1.) Find a bag just like I had, one with a hidden pocket. These days, they are quite common in most backpacks especially if they are used for sport or travelling. I see them all the time as I continue to hunt for the perfect carry-all.
2.) Go to your local camping shop or sporting good store and get one (or more) tent spikes. They make both plastic and metal but I suggest metal. They are often thinner and easier to sink in the sand. Put one spike around your bag’s strap and then sink it into the sand. More than one doesn’t hurt. I use two generally speaking. They are very easy to conceal and not easy to pull from the sand. It is also highly likely someone will notice if your bag is being pulled from the sand violently in an attempt to rip it off.
3.) I am quite convinced our cocktails from the bar were spiked. Both myself and my girlfriend had horrible headaches and were extremely disoriented when we woke up. It’s entirely possible someone at the bar was working with the little punk that jacked us. Now, I never ever drink a cocktail that I don’t see being made in front of me. It doesn’t matter where I am, if I don’t see it poured, I don’t drink it. Beyond the beach this is a good idea in general for everyone, especially for women on Holiday or at the club. Of course, I don’t extend this rule to bars I know, restaurants, and places I frequent but if it’s a strange place in a strange town then I follow this one simple rule. Don’t see it poured or mixed? Don’t drink!
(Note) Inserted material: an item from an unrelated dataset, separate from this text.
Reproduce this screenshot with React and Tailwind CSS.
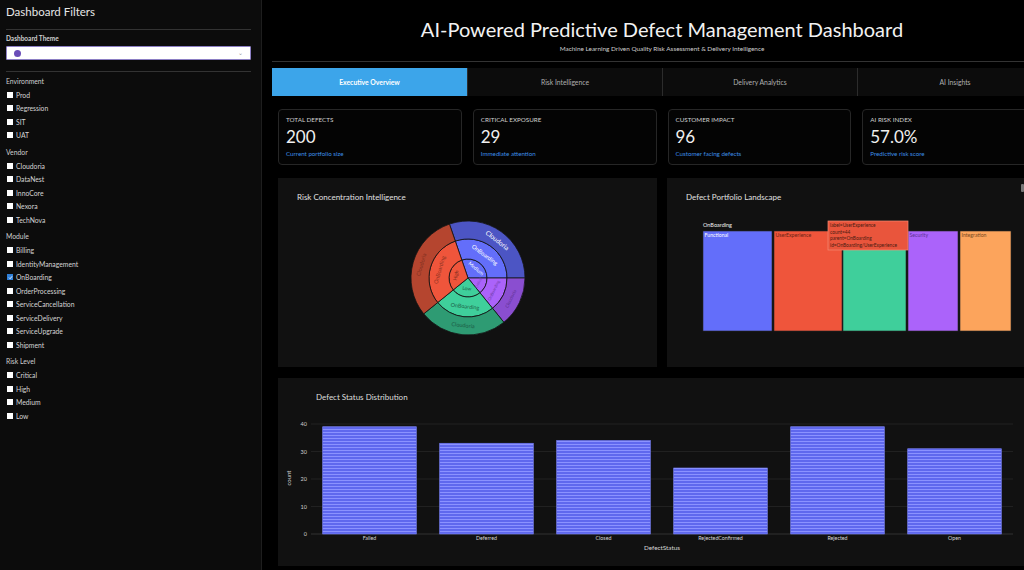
import React from 'react';

const FONT = { fontFamily: 'Lato, "Open Sans", sans-serif' };

const filterGroups = [
  { title: 'Environment', items: ['Prod', 'Regression', 'SIT', 'UAT'] },
  { title: 'Vendor', items: ['Cloudoria', 'DataNest', 'InnoCore', 'Nexora', 'TechNova'] },
  {
    title: 'Module',
    items: [
      'Billing',
      'IdentityManagement',
      'OnBoarding',
      'OrderProcessing',
      'ServiceCancellation',
      'ServiceDelivery',
      'ServiceUpgrade',
      'Shipment',
    ],
  },
  { title: 'Risk Level', items: ['Critical', 'High', 'Medium', 'Low'] },
];

const checked = ['OnBoarding'];

const tabs = ['Executive Overview', 'Risk Intelligence', 'Delivery Analytics', 'AI Insights'];

const kpis = [
  { label: 'TOTAL DEFECTS', value: '200', note: 'Current portfolio size' },
  { label: 'CRITICAL EXPOSURE', value: '29', note: 'Immediate attention' },
  { label: 'CUSTOMER IMPACT', value: '96', note: 'Customer facing defects' },
  { label: 'AI RISK INDEX', value: '57.0%', note: 'Predictive risk score' },
];

const statusCounts = [
  { status: 'Failed', count: 39 },
  { status: 'Deferred', count: 33 },
  { status: 'Closed', count: 34 },
  { status: 'RejectedConfirmed', count: 24 },
  { status: 'Rejected', count: 39 },
  { status: 'Open', count: 31 },
];

function Checkbox({ on }) {
  if (on) {
    return (
      <span className="w-[6px] h-[6px] bg-[#2f7fd8] flex items-center justify-center">
        <svg width="5" height="5" viewBox="0 0 10 10">
          <path d="M2 5.2 L4.2 7.4 L8.2 2.6" stroke="#fff" strokeWidth="1.8" fill="none" />
        </svg>
      </span>
    );
  }
  return <span className="w-[6px] h-[6px] bg-white" />;
}

function Sidebar() {
  return (
    <aside className="w-[262px] h-[570px] shrink-0 bg-[#0c0c0c] border-r border-[#1e1e1e] px-[6px] text-[#d2d2d2]">
      <div className="h-[24px] flex items-center text-[11.5px] text-[#e6e6e6]">Dashboard Filters</div>
      <div className="mt-[5px] border-t border-[#333] w-[245px]" />
      <div className="mt-[4px] h-[10px] flex items-center text-[6.5px] font-bold text-[#cfcfcf]">Dashboard Theme</div>
      <div className="mt-[2px] w-[245px] h-[14px] bg-white border border-[#8c7fc4] rounded-[1px] flex items-center justify-between px-[7px]">
        <span className="w-[7px] h-[7px] rounded-full bg-[#6a4db8]" />
        <span className="text-[6px] text-[#999] leading-none">⌄</span>
      </div>
      <div className="mt-[11px] border-t border-[#333] w-[245px]" />
      <div className="mt-[2px]">
        {filterGroups.map((g) => (
          <div key={g.title} className="mb-[3px]">
            <div className="h-[14px] flex items-center text-[6.8px] text-[#cfcfcf]">{g.title}</div>
            {g.items.map((it) => (
              <div key={it} className="h-[13.5px] flex items-center gap-[3px] pl-[1px] text-[6.8px] text-[#d4d4d4]">
                <Checkbox on={checked.includes(it)} />
                <span>{it}</span>
              </div>
            ))}
          </div>
        ))}
      </div>
    </aside>
  );
}

// annular sector between radii r0..r1, angles measured clockwise from 12 o'clock
function arcPath(cx, cy, r0, r1, a0, a1) {
  const p = (r, a) => {
    const t = ((a - 90) * Math.PI) / 180;
    return [cx + r * Math.cos(t), cy + r * Math.sin(t)];
  };
  const large = a1 - a0 > 180 ? 1 : 0;
  const [x1, y1] = p(r1, a0);
  const [x2, y2] = p(r1, a1);
  const [x3, y3] = p(r0, a1);
  const [x4, y4] = p(r0, a0);
  if (r0 === 0) {
    return `M${cx},${cy} L${x1},${y1} A${r1},${r1} 0 ${large} 1 ${x2},${y2} Z`;
  }
  return `M${x1},${y1} A${r1},${r1} 0 ${large} 1 ${x2},${y2} L${x3},${y3} A${r0},${r0} 0 ${large} 0 ${x4},${y4} Z`;
}

const sunSlices = [
  { risk: 'Medium', a0: -19, a1: 90, inner: '#636efa', outer: '#4c55c4' },
  { risk: 'Critical', a0: 90, a1: 141, inner: '#ab63fa', outer: '#8a4ed0' },
  { risk: 'Low', a0: 141, a1: 231, inner: '#3fcf9b', outer: '#2e9b73' },
  { risk: 'High', a0: 231, a1: 341, inner: '#ef553b', outer: '#b5452f' },
];

function SunLabel({ cx, cy, r, a, text, size, fill }) {
  const t = ((a - 90) * Math.PI) / 180;
  const x = cx + r * Math.cos(t);
  const y = cy + r * Math.sin(t);
  let rot = a > 180 ? a - 360 : a;
  if (rot > 90) rot -= 180;
  if (rot < -90) rot += 180;
  return (
    <text
      x={x}
      y={y}
      fontSize={size}
      fill={fill}
      textAnchor="middle"
      dominantBaseline="middle"
      transform={`rotate(${rot} ${x} ${y})`}
    >
      {text}
    </text>
  );
}

function Sunburst() {
  const c = 60;
  return (
    <svg width="120" height="120" viewBox="0 0 120 120" style={FONT}>
      {sunSlices.map((s) => (
        <g key={s.risk} stroke="#141414" strokeWidth="0.8">
          <path d={arcPath(c, c, 0, 19, s.a0, s.a1)} fill={s.inner} />
          <path d={arcPath(c, c, 19, 39, s.a0, s.a1)} fill={s.inner} />
          <path d={arcPath(c, c, 39, 57, s.a0, s.a1)} fill={s.outer} />
        </g>
      ))}
      <SunLabel cx={c} cy={c} r={47} a={38} text="Cloudoria" size={6.5} fill="#fff" />
      <SunLabel cx={c} cy={c} r={28} a={36} text="OnBoarding" size={5.8} fill="#fff" />
      <SunLabel cx={c} cy={c} r={12} a={40} text="Medium" size={5} fill="#fff" />
      <SunLabel cx={c} cy={c} r={12} a={282} text="High" size={5} fill="#7a2a1c" />
      <SunLabel cx={c} cy={c} r={29} a={286} text="OnBoarding" size={5.5} fill="#8a3222" />
      <SunLabel cx={c} cy={c} r={48} a={286} text="Cloudoria" size={5.5} fill="#7d2e20" />
      <SunLabel cx={c} cy={c} r={11} a={186} text="Low" size={5} fill="#1d5e46" />
      <SunLabel cx={c} cy={c} r={29} a={186} text="OnBoarding" size={5.5} fill="#1d6248" />
      <SunLabel cx={c} cy={c} r={48} a={186} text="Cloudoria" size={5.5} fill="#1c5a43" />
      <SunLabel cx={c} cy={c} r={12} a={115} text="Critical" size={3.8} fill="#7a46b8" />
      <SunLabel cx={c} cy={c} r={29} a={116} text="OnBoarding" size={4.2} fill="#6c3aa6" />
      <SunLabel cx={c} cy={c} r={48} a={116} text="Cloudoria" size={4.6} fill="#5e3294" />
    </svg>
  );
}

// Performance tile's label sits under the hover box, so it is left blank
const treeRects = [
  { name: 'Functional', x: 36, w: 69, fill: '#636efa', text: '#ffffff' },
  { name: 'UserExperience', x: 107, w: 68, fill: '#ef553b', text: '#6b2416' },
  { name: '', x: 176, w: 63, fill: '#3fcf9b', text: '#1d6248' },
  { name: 'Security', x: 241, w: 50, fill: '#ab63fa', text: '#5e3294' },
  { name: 'Integration', x: 293, w: 51, fill: '#fca45c', text: '#7a4a22' },
];

function Treemap() {
  return (
    <svg width="379" height="189" viewBox="0 0 379 189" style={FONT}>
      <text x="19" y="22" fontSize="8" fill="#e0e0e0">Defect Portfolio Landscape</text>
      <text x="36" y="49" fontSize="5.5" fill="#f0f0f0">OnBoarding</text>
      {treeRects.map((r) => (
        <g key={r.x}>
          <rect x={r.x} y="53" width={r.w} height="100" fill={r.fill} stroke="#2a2a2a" strokeWidth="0.6" />
          {r.name && <text x={r.x + 1.5} y="59" fontSize="5.2" fill={r.text}>{r.name}</text>}
        </g>
      ))}
      {/* hover label */}
      <rect x="161" y="43" width="80" height="29" fill="#e9553c" stroke="#f58a72" strokeWidth="0.7" />
      <g fontSize="4.8" fill="#4a1c12">
        <text x="163" y="49">label=UserExperience</text>
        <text x="163" y="55.5">count=44</text>
        <text x="163" y="62">parent=OnBoarding</text>
        <text x="163" y="68.5">id=OnBoarding/UserExperience</text>
      </g>
      <rect x="354" y="6" width="3" height="8" rx="1" fill="#777" />
    </svg>
  );
}

function BarChart() {
  const x0 = 33;
  const band = 117;
  const yZero = 156;
  const scale = 2.75;
  const ticks = [0, 10, 20, 30, 40];
  return (
    <svg width="768" height="188" viewBox="0 0 768 188" style={FONT}>
      <defs>
        <pattern id="stripes" width="4" height="3" patternUnits="userSpaceOnUse">
          <rect width="4" height="3" fill="#5f68ee" />
          <rect width="4" height="1" fill="#8b92ff" />
        </pattern>
      </defs>
      <text x="38" y="22" fontSize="8" fill="#dedede">Defect Status Distribution</text>
      {ticks.map((t) => (
        <g key={t}>
          <line x1={x0} x2={735} y1={yZero - t * scale} y2={yZero - t * scale} stroke={t === 0 ? '#3a3a3a' : '#262626'} strokeWidth="0.8" />
          <text x="29" y={yZero - t * scale + 2} fontSize="5.5" fill="#cfcfcf" textAnchor="end">{t}</text>
        </g>
      ))}
      <text x="13" y="100" fontSize="6" fill="#d0d0d0" textAnchor="middle" transform="rotate(-90 13 100)">count</text>
      {statusCounts.map((d, i) => {
        const bx = x0 + i * band + 11.7;
        const h = d.count * scale;
        return (
          <g key={d.status}>
            <rect x={bx} y={yZero - h} width="93.6" height={h} fill="url(#stripes)" stroke="#7d85ff" strokeWidth="0.6" />
            <text x={bx + 46.8} y="162" fontSize="5.3" fill="#d6d6d6" textAnchor="middle">{d.status}</text>
          </g>
        );
      })}
      <text x="384" y="172" fontSize="6.3" fill="#d6d6d6" textAnchor="middle">DefectStatus</text>
    </svg>
  );
}

export default function App() {
  return (
    <div className="w-[1024px] h-[570px] overflow-hidden flex bg-black" style={FONT}>
      <Sidebar />
      <main className="flex-1 overflow-hidden pl-[10px]">
        <div className="w-[780px]">
          <div className="pt-[17px] flex flex-col items-center text-center">
            <h1 className="text-[20px] leading-[24px] text-[#f2f2f2]">
              AI-Powered Predictive Defect Management Dashboard
            </h1>
            <p className="mt-[3px] h-[9px] leading-[9px] text-[6.4px] text-[#cfcfcf]">
              Machine Learning Driven Quality Risk Assessment &amp; Delivery Intelligence
            </p>
          </div>
          <div className="mt-[8px] border-t border-[#333]" />

          <div className="mt-[6px] grid grid-cols-4 h-[28px]">
            {tabs.map((t, i) => (
              <div
                key={t}
                className={
                  i === 0
                    ? 'flex items-center justify-center bg-[#3ca5ea] text-white text-[6.8px] font-bold'
                    : 'flex items-center justify-center bg-[#0c0c0c] border-l border-[#2c2c2c] text-[#b0b0b0] text-[6.8px]'
                }
              >
                {t}
              </div>
            ))}
          </div>

          <div className="px-[6px]">
            <div className="mt-[13px] grid grid-cols-4 gap-[11px]">
              {kpis.map((k) => (
                <div key={k.label} className="h-[56px] rounded-[4px] border border-[#262626] bg-[#040404] px-[7px] pt-[5px]">
                  <div className="text-[6.3px] leading-[9px] text-[#d0d0d0]">{k.label}</div>
                  <div className="mt-[2px] text-[17px] leading-[22px] text-[#f0f0f0]">{k.value}</div>
                  <div className="mt-[1px] text-[6.2px] leading-[9px] text-[#3d8fe6]">{k.note}</div>
                </div>
              ))}
            </div>

            <div className="mt-[13px] flex gap-[10px]">
              <section className="w-[379px] h-[189px] bg-[#111] flex flex-col">
                <h2 className="pl-[19px] pt-[14px] text-[8px] leading-[10px] text-[#e0e0e0]">Risk Concentration Intelligence</h2>
                <div className="mt-[16px] flex justify-center">
                  <Sunburst />
                </div>
              </section>
              <section className="w-[379px] h-[189px] bg-[#111]">
                <Treemap />
              </section>
            </div>

            <section className="mt-[11px] w-[768px] h-[188px] bg-[#111]">
              <BarChart />
            </section>
          </div>
        </div>
      </main>
    </div>
  );
}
4) Make sure to photograph (best with your phone) all your documents and credit cards. Even if you lose your entire wallet and all documents, it is likely you can continue to purchase the things you need and request new ID if you have at least proof that the originals you lost did in fact exist. I keep these photos secured in an app called “Photo Vault” which requires a PIN to access keeping them secure and also backing them up to the cloud or your laptop. It’s a seriously good idea to do this.